Some creationists, however, erect a related, and in some respects, even more asinine canard, that evolution somehow violates the First Law of Thermodynamics. Guess who provided us with rigorous statements about this law? That's right, Rudolf Clausius again. Let's see what he actually stated with respect to this, shall we? The Clausius formulation of the First Law of Thermodynamics is this:
The increase in the internal energy of a system is equal to the amount of energy input into the system via heating, minus the energy lost as a result of the work done by the system upon its surroundings.
The mathematical expression of which is:
dU = δQ - δW
If the process is reversible, then this can be recast in terms of exact differentials by noting that δW is equal to PdV, where P is the internal pressure, and V the volume occupied, and that δQ is equal to TdS, where T is the thermodynamic temperature and S is the entropy of the system. Therefore this becomes dU = TdS - PdV.

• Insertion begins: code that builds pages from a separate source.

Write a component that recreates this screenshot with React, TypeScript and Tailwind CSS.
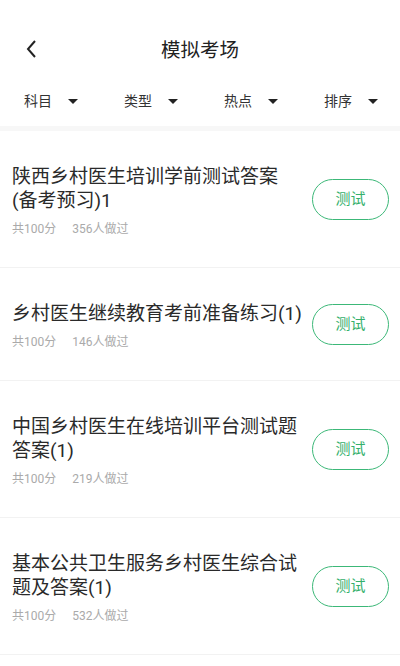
import React from "react";

const filters = ["科目", "类型", "热点", "排序"];

const exams = [
  { title: "陕西乡村医生培训学前测试答案(备考预习)1", score: 100, count: 356 },
  { title: "乡村医生继续教育考前准备练习(1)", score: 100, count: 146 },
  { title: "中国乡村医生在线培训平台测试题答案(1)", score: 100, count: 219 },
  { title: "基本公共卫生服务乡村医生综合试题及答案(1)", score: 100, count: 532 },
];

function Caret() {
  return (
    <svg width="10" height="5" viewBox="0 0 10 5" className="ml-[16px]">
      <polygon points="0,0 10,0 5,5" fill="#222" />
    </svg>
  );
}

export default function App() {
  return (
    <div
      className="w-[400px] h-[666px] overflow-hidden bg-white"
      style={{ fontFamily: 'Roboto, "Noto Sans CJK SC", sans-serif' }}
    >
      {/* header */}
      <div className="relative h-[76px] pt-[40px]">
        <svg
          width="14"
          height="18"
          viewBox="0 0 14 18"
          className="absolute left-[25px] top-[40px]"
        >
          <polyline points="10,1 3,9 10,17" fill="none" stroke="#222" strokeWidth="2" />
        </svg>
        <div className="text-center text-[19.5px] leading-[22px] text-[#222]">模拟考场</div>
      </div>

      {/* filters */}
      <div className="grid grid-cols-4 h-[50px] items-center">
        {filters.map((f) => (
          <div key={f} className="flex items-center pl-[24px] text-[14px] text-[#333]">
            {f}
            <Caret />
          </div>
        ))}
      </div>
      <div className="h-[5px] bg-[#f7f7f7]" />

      {/* list */}
      <div>
        {exams.map((e) => (
          <div
            key={e.title}
            className="flex items-center justify-between pl-[12px] pr-[11px] py-[32px] border-b border-[#f2f2f2]"
          >
            <div className="relative top-[2px] w-[290px]">
              <div className="text-[19px] leading-[24px] text-[#2a2a2a]">{e.title}</div>
              <div className="mt-[8px] flex gap-[16px] text-[12px] leading-[16px] text-[#aaa]">
                <span>共{e.score}分</span>
                <span>{e.count}人做过</span>
              </div>
            </div>
            <button className="w-[77px] h-[41px] rounded-full border-[1.5px] border-[#3cb878] text-[15px] text-[#34b06c]">
              测试
            </button>
          </div>
        ))}
      </div>
    </div>
  );
}
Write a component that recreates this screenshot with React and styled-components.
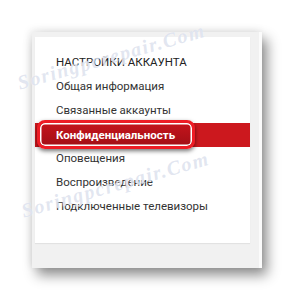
import React from 'react';
import styled, { createGlobalStyle } from 'styled-components';

const GlobalStyle = createGlobalStyle`
  html, body {
    margin: 0;
    padding: 0;
    background: #ffffff;
  }
  body {
    font-family: Roboto, "Liberation Sans", Arial, sans-serif;
  }
`;

const Page = styled.div`
  position: relative;
  width: 295px;
  height: 300px;
  overflow: hidden;
  padding: 32px 0 0 32px;
  box-sizing: border-box;
`;

const Frame = styled.div`
  display: flex;
  width: 230px;
  height: 236px;
  background: #f1f1f1;
  box-shadow: 5px 7px 12px rgba(0, 0, 0, 0.45), -2px -2px 8px rgba(0, 0, 0, 0.08);
`;

const Panel = styled.div`
  width: 215px;
  height: 206px;
  margin: 5px 0 0 3px;
  background: #ffffff;
  box-shadow: 0 1px 1px rgba(0, 0, 0, 0.06);
  padding-top: 13px;
  box-sizing: border-box;
  display: flex;
  flex-direction: column;
`;

const Gutter = styled.div`
  flex: 1;
`;

const Edge = styled.div`
  width: 3px;
  background: #fbfbfb;
`;

const Heading = styled.div`
  height: 24px;
  line-height: 24px;
  padding-left: 21px;
  font-size: 11.5px;
  color: #222;
  text-transform: uppercase;
`;

const Item = styled.div`
  position: relative;
  height: 24px;
  line-height: 24px;
  padding-left: 21px;
  font-size: 11.5px;
  color: ${({ active }) => (active ? '#ffffff' : '#333333')};
  background: ${({ active }) => (active ? '#cc181e' : 'transparent')};
  margin-top: ${({ active }) => (active ? '1px' : '0')};
  margin-bottom: ${({ active }) => (active ? '-1px' : '0')};
`;

const Highlight = styled.div`
  position: absolute;
  left: 2px;
  top: -3px;
  width: 158px;
  height: 29px;
  box-sizing: border-box;
  border: 3px solid #ee1c25;
  border-radius: 8px;
  background: linear-gradient(#c5141c, #a20f16);
  box-shadow: inset 0 0 0 1.5px #ffffff, 0 2px 4px rgba(0, 0, 0, 0.55);
  display: flex;
  align-items: center;
  padding-left: 16px;
  font-weight: 700;
  color: #ffffff;
`;

const Watermark = styled.div`
  position: absolute;
  left: ${({ x }) => x}px;
  top: ${({ y }) => y}px;
  transform: rotate(-16deg);
  transform-origin: left center;
  font-family: "Liberation Serif", serif;
  font-style: italic;
  font-weight: 700;
  font-size: 20px;
  letter-spacing: 1.5px;
  color: rgba(185, 195, 220, 0.42);
  text-shadow: 0 0 1px rgba(255, 255, 255, 0.9);
  white-space: nowrap;
  pointer-events: none;
`;

const items = [
  'Общая информация',
  'Связанные аккаунты',
  'Конфиденциальность',
  'Оповещения',
  'Воспроизведение',
  'Подключенные телевизоры',
];

const App = () => (
  <>
    <GlobalStyle />
    <Page>
      <Frame>
        <Panel>
          <Heading>Настройки аккаунта</Heading>
          {items.map((label) =>
            label === 'Конфиденциальность' ? (
              <Item key={label} active>
                <Highlight>{label}</Highlight>
              </Item>
            ) : (
              <Item key={label}>{label}</Item>
            )
          )}
        </Panel>
        <Gutter />
        <Edge />
      </Frame>
      <Watermark x={18} y={72}>Soringpcrepair.Com</Watermark>
      <Watermark x={22} y={200}>Soringpcrepair.Com</Watermark>
    </Page>
  </>
);

export default App;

Oh look. Clausius explicitly framed the First Law of Thermodynamics in terms of energy exchanges within a system. He did NOT assume constancy thereof. Indeed, the rigorous framing of the First Law of Thermodynamics explicitly takes into account the possibility of a system being a recipient of energy that can be used to perform useful work. Therefore creationist canards erected about the First Law of Thermodynamics are null and void for the same reasons as those erected about the Second Law of Thermodynamics - said canards not only ignore completely Clausius' original and rigorous formulations of those laws, and ignore completely that Clausius framed his formulations around energy exchanges between a system and its surroundings, but rely upon outright misrepresentations of those laws.
Indeed, Clausius had energy exchanges in mind with respect to the Second Law of Thermodynamics as well, which is why the statement on entropy was framed in terms of an isolated system, which engages in no such exchanges with the surroundings. When energy exchanges are taking place, the operation of the Second law of Thermodynamics within such systems is subtly different.
I also wanted to add a bit about your silly assertion that it's only a theory... Trust me, it's a fact, and is rejection of reality on a wholesecale level to assert anything but. The mechanisms by which evolution happen are also quite well understood, but there are fine points that are still being worked out. Evolution is a theory in the same way gravity is a theory, only that we actually know a great deal more about evolution than we do gravity.